— START Supplied records —

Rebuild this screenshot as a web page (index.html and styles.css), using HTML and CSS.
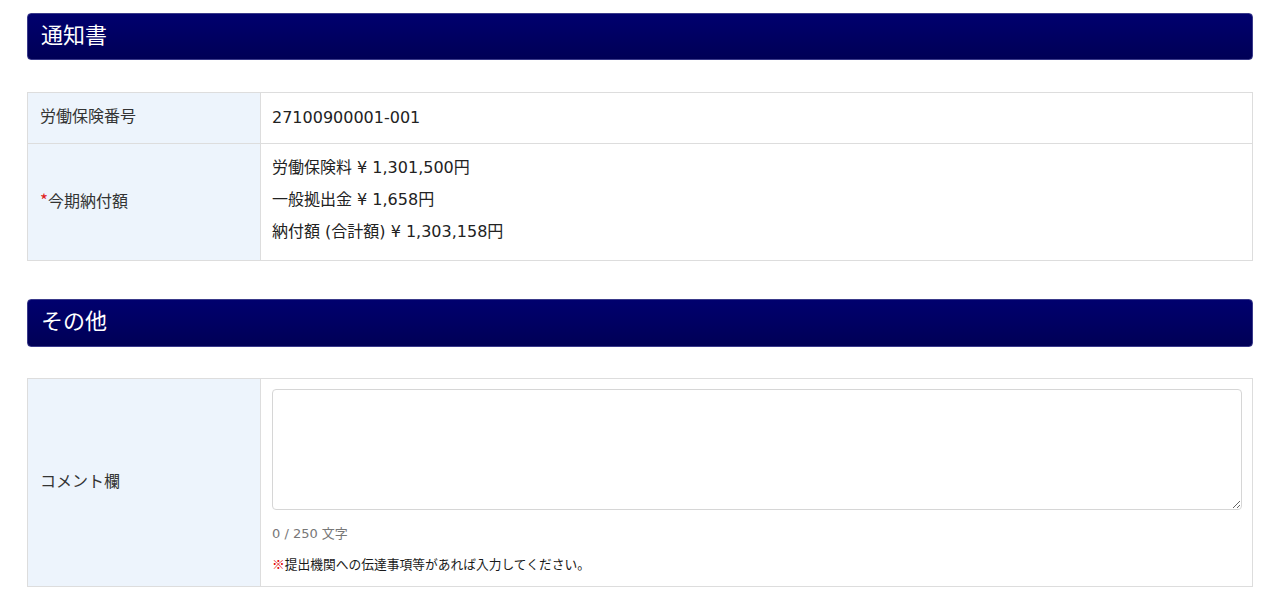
FILE: index.html
```html
<!DOCTYPE html>
<html lang="ja">
<head>
<meta charset="utf-8">
<title>通知書</title>
<link rel="stylesheet" href="styles.css">
</head>
<body>
<div class="page">
  <h2 class="section-title">通知書</h2>
  <table class="form-table">
    <colgroup><col class="label-col"><col></colgroup>
    <tr class="row-single">
      <th>労働保険番号</th>
      <td>27100900001-001</td>
    </tr>
    <tr>
      <th><span class="req">*</span>今期納付額</th>
      <td class="multi">
        <div class="line">労働保険料 ¥ 1,301,500円</div>
        <div class="line">一般拠出金 ¥ 1,658円</div>
        <div class="line">納付額 (合計額) ¥ 1,303,158円</div>
      </td>
    </tr>
  </table>

  <h2 class="section-title second">その他</h2>
  <table class="form-table">
    <colgroup><col class="label-col"><col></colgroup>
    <tr>
      <th>コメント欄</th>
      <td class="comment-cell">
        <textarea class="comment" maxlength="250"></textarea>
        <div class="counter">0 / 250 文字</div>
        <div class="note"><span class="mark">※</span>提出機関への伝達事項等があれば入力してください。</div>
      </td>
    </tr>
  </table>
</div>
</body>
</html>
```

FILE: styles.css
```css
html, body {
  margin: 0;
  padding: 0;
  background: #ffffff;
}
body {
  font-family: "DejaVu Sans", "Noto Sans CJK JP", sans-serif;
  color: #222222;
  font-size: 16px;
}
.page {
  padding: 13px 27px 0 27px;
}
.section-title {
  margin: 0 0 32px 0;
  height: 45px;
  line-height: 39px;
  padding: 0 13px;
  font-size: 22px;
  font-weight: normal;
  color: #ffffff;
  background: linear-gradient(#00006e, #000056);
  border: 1px solid #3a3a8a;
  border-radius: 4px;
  font-family: "Noto Sans CJK JP", sans-serif;
}
.section-title.second {
  height: 46px;
  margin-top: 38px;
  margin-bottom: 31px;
}
.form-table {
  width: 100%;
  border-collapse: collapse;
  table-layout: fixed;
}
.label-col {
  width: 233px;
}
.form-table th,
.form-table td {
  border: 1px solid #dddddd;
  vertical-align: middle;
  text-align: left;
}
.form-table th {
  background: #edf4fc;
  font-weight: normal;
  font-size: 16px;
  color: #333333;
  padding: 0 12px 6px 12px;
  font-family: "Noto Sans CJK JP", sans-serif;
}
.form-table td {
  padding: 0 11px 2px 11px;
  font-size: 16px;
}
.row-single th {
  height: 44px;
}
.row-single td {
  height: 48px;
}
.req {
  color: #e02020;
  font-size: 17px;
}
.multi {
  padding-top: 8px !important;
  padding-bottom: 12px !important;
}
.line {
  line-height: 32px;
}
.comment-cell {
  padding: 10px 10px 12px 11px !important;
}
.comment {
  display: block;
  box-sizing: border-box;
  width: 100%;
  height: 121px;
  border: 1px solid #d6d6d6;
  border-radius: 4px;
  margin: 0;
  resize: vertical;
}
.counter {
  margin-top: 14px;
  line-height: 20px;
  font-size: 13px;
  color: #777777;
}
.note {
  margin-top: 10px;
  line-height: 20px;
  font-size: 12.75px;
  color: #1a1a1a;
  font-family: "Noto Sans CJK JP", sans-serif;
}
.mark {
  color: #e00000;
}
```
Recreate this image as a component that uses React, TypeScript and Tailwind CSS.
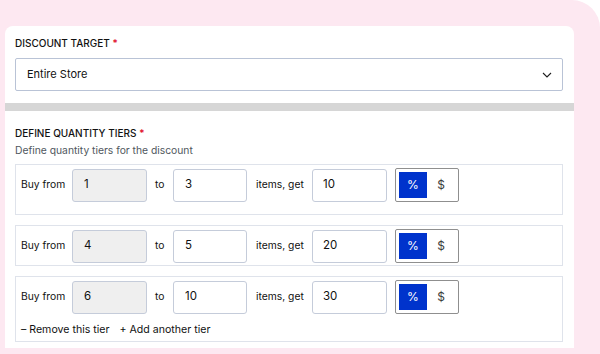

— END Supplied records —

Instructions for the task:
Where a line contains "this", copy that line.

Output of the exercise:
Rebuild this screenshot as a web page (index.html and styles.css), using HTML and CSS.
Recreate this image as a component that uses React, TypeScript and Tailwind CSS.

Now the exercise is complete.